Tutorial: Tell kenjutsu from kendo in a video clip
- Step 1: Armor — Full bogu mask and breastplate → likely kendo sport.
- Step 2: Blade — White bamboo shinai vs wooden bokken vs metal iaito.
- Step 3: Movement — Stomping fumikomi strikes → kendo; formal paired kata lines → classical kenjutsu.
- Step 4: Setting — Gymnasium scoring board vs shrine lawn demo in hakama only.
Quiz: Kenjutsu basics
1. Kenjutsu literally emphasizes…
- A. Sword technique (jutsu)
- B. Only archery
- C. Gun drill only
- D. Armor sewing
Show answer
Answer: A. Sword technique (jutsu)
Ken = sword; jutsu = method/technique.
2. Most daily partner practice used…
- A. Wooden bokken
- B. Always sharp katana
- C. Only bare hands
- D. Firearms only
Show answer
Answer: A. Wooden bokken
Wood saves blades and lives during repetition.

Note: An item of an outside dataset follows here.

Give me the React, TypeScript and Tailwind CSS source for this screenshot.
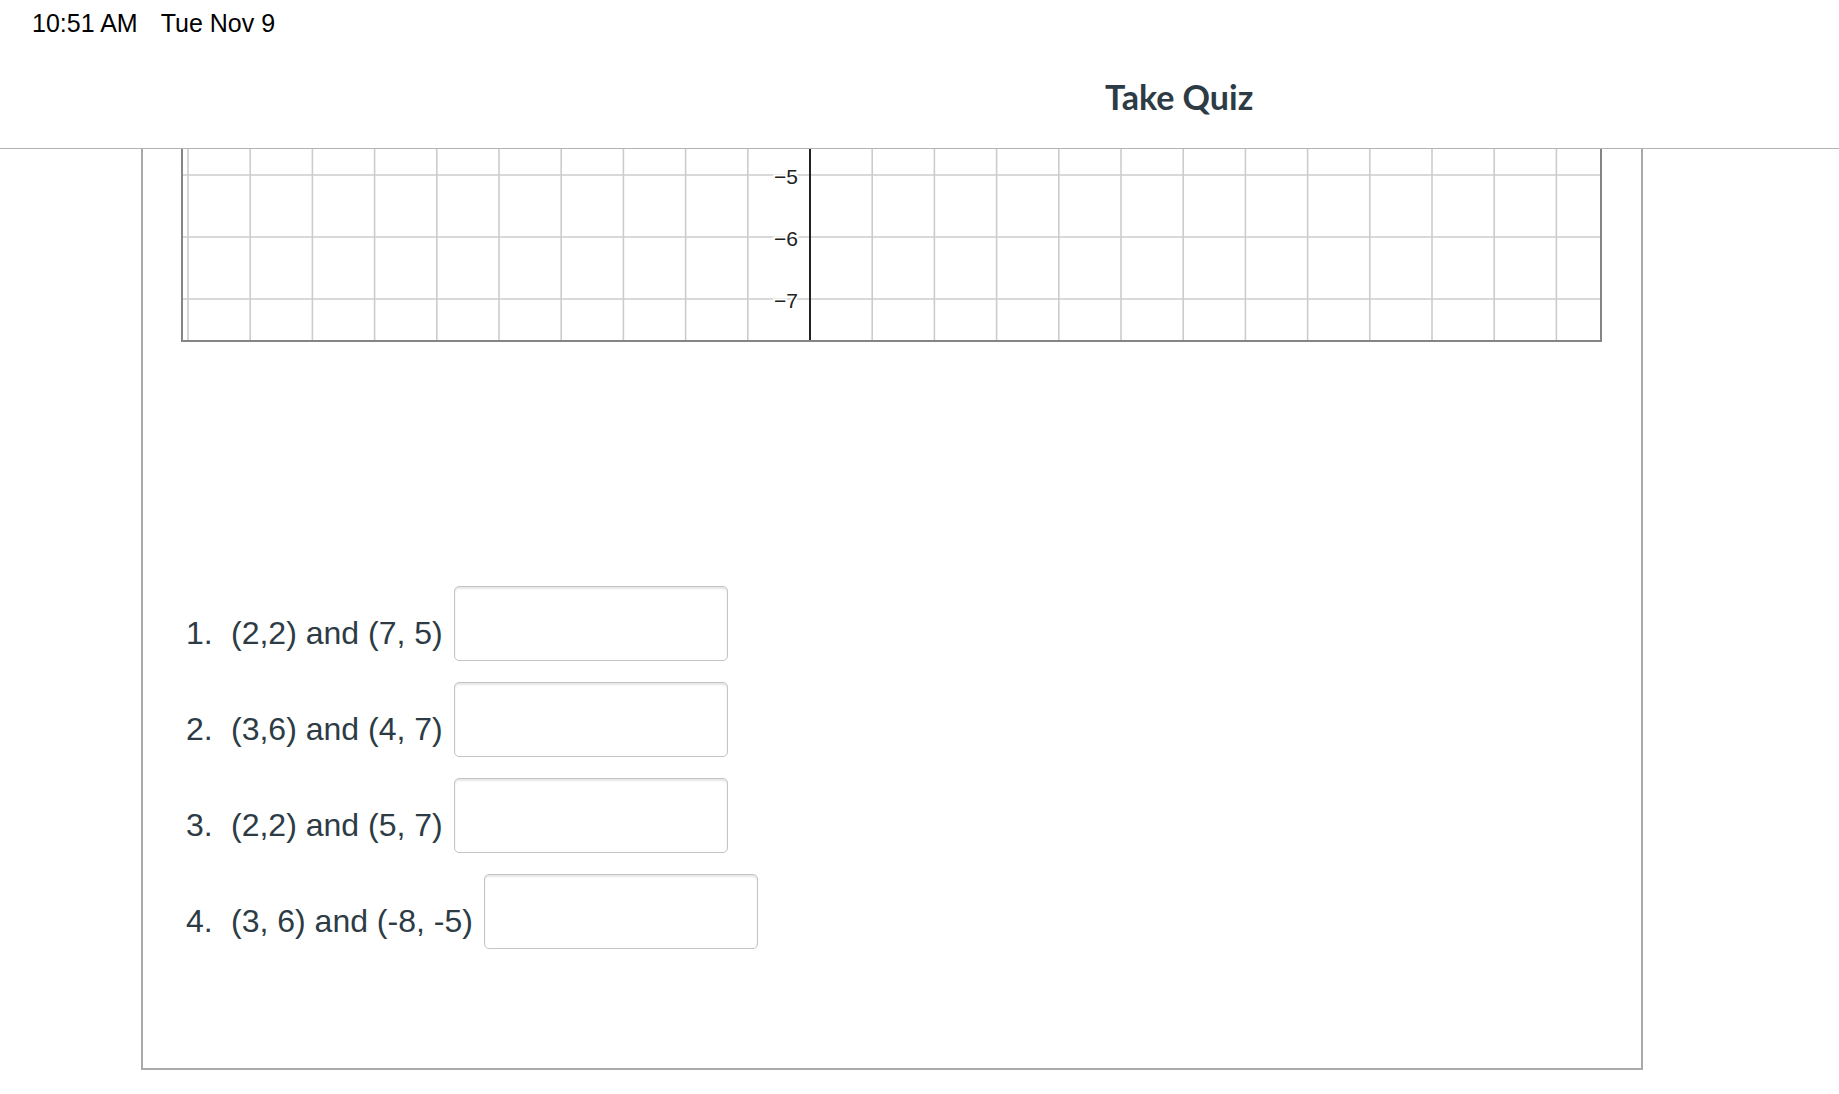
import React from 'react';

const questions = [
  { n: '1.', text: '(2,2) and (7, 5)' },
  { n: '2.', text: '(3,6) and (4, 7)' },
  { n: '3.', text: '(2,2) and (5, 7)' },
  { n: '4.', text: '(3, 6) and (-8, -5)' },
];

// visible slice of the coordinate plane (scrolled so only the bottom rows show)
const GraphSlice = () => {
  const step = 62.2;
  const axisX = 629;
  const vLines = Array.from({ length: 23 }, (_, k) => 7 + step * k).filter(
    (x) => Math.abs(x - axisX) > 2
  );
  const hLines = [
    { y: 26, label: '−5' },
    { y: 88, label: '−6' },
    { y: 150, label: '−7' },
  ];
  return (
    <svg width={1422} height={194} className="block">
      {vLines.map((x) => (
        <line key={x} x1={x} y1={0} x2={x} y2={192} stroke="#cccccc" strokeWidth={1.6} />
      ))}
      {hLines.map((h) => (
        <line key={h.y} x1={1} y1={h.y} x2={1420} y2={h.y} stroke="#cccccc" strokeWidth={1.6} />
      ))}
      <line x1={axisX} y1={0} x2={axisX} y2={192} stroke="#222222" strokeWidth={2} />
      {hLines.map((h) => (
        <text
          key={h.label}
          x={617}
          y={h.y + 9}
          textAnchor="end"
          fontFamily="'Liberation Sans', Arial, sans-serif"
          fontSize={21}
          fill="#222222"
          stroke="#ffffff"
          strokeWidth={4}
          paintOrder="stroke"
        >
          {h.label}
        </text>
      ))}
      <path d="M1 0 V192 H1420 V0" fill="none" stroke="#858585" strokeWidth={2} />
    </svg>
  );
};

export default function App() {
  return (
    <div className="min-h-screen bg-white font-['Liberation_Sans',Arial,sans-serif]">
      {/* Top bar */}
      <div className="h-[149px] border-b border-[#b3b3b3]">
        <div className="flex gap-[23px] pl-[32px] pt-[11px] text-[25px] leading-none text-black">
          <span>10:51 AM</span>
          <span>Tue Nov 9</span>
        </div>
        <h1 className="ml-[1105px] mt-[44px] font-['Lato',sans-serif] text-[34px] font-bold leading-none text-[#2d3b45]">
          Take Quiz
        </h1>
      </div>

      {/* Question card */}
      <div className="ml-[141px] h-[921px] w-[1502px] border-x-2 border-b-2 border-[#a9a9a9]">
        <div className="ml-[38px]">
          <GraphSlice />
        </div>

        <ol className="mt-[243px] flex flex-col gap-[21px] pl-[43px] text-[32px] text-[#2d3b45]">
          {questions.map((q) => (
            <li key={q.n} className="flex items-end">
              <span className="w-[45px] pb-[12px] leading-none">{q.n}</span>
              <span className="pb-[12px] leading-none">{q.text}</span>
              <input
                type="text"
                className="ml-[11px] h-[75px] w-[274px] rounded-[5px] border border-[#bfc5c9] bg-white shadow-[inset_0_2px_2px_rgba(0,0,0,0.1)] outline-none"
              />
            </li>
          ))}
        </ol>
      </div>
    </div>
  );
}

3. On a Sengoku battlefield wall, the main weapon was usually…
- A. Yari spear or tanegashima
- B. Solo katana duel only
- C. No weapons
- D. Fans only
Show answer
Answer: A. Yari spear or tanegashima
Sword schools mattered but mass combat favored poles and guns.
FAQs
Frequently asked questions
- What is kenjutsu?
- Classical Japanese sword art—paired forms, solo kata, and test cutting—taught inside historical ryu before sport kendo standardized rules.
- Kenjutsu vs kendo?
- Kenjutsu preserves older school curricula; kendo is modern sport with armor, scoring, and federation rules.

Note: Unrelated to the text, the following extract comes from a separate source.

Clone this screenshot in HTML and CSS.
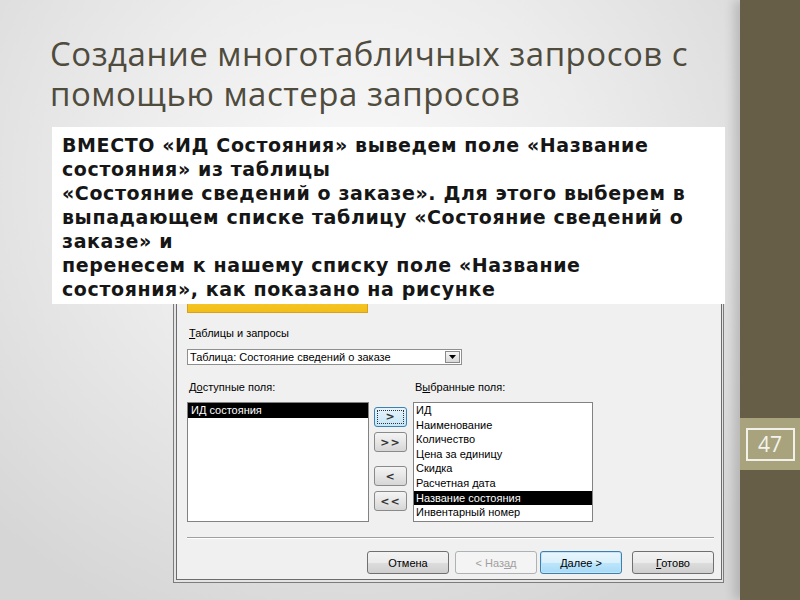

- Did samurai learn kenjutsu with real swords?
- Daily practice used wooden bokken and blunt trainers; live steel was for advanced students, duels, and cutting tests—not first-week drills.
People also ask
- How long to learn kenjutsu?
- Basic etiquette and first kata: months; competent partner work: years; mastery claims in scrolls took decades in historical schools.
- Can I study kenjutsu outside Japan?
- Yes—koryū and kendo clubs exist worldwide; verify teacher lineage and insurance for weapons.
- Is kenjutsu practical self-defense today?
- Principles (distance, timing) help; carrying swords is illegal most places—train for culture and fitness, not street carry.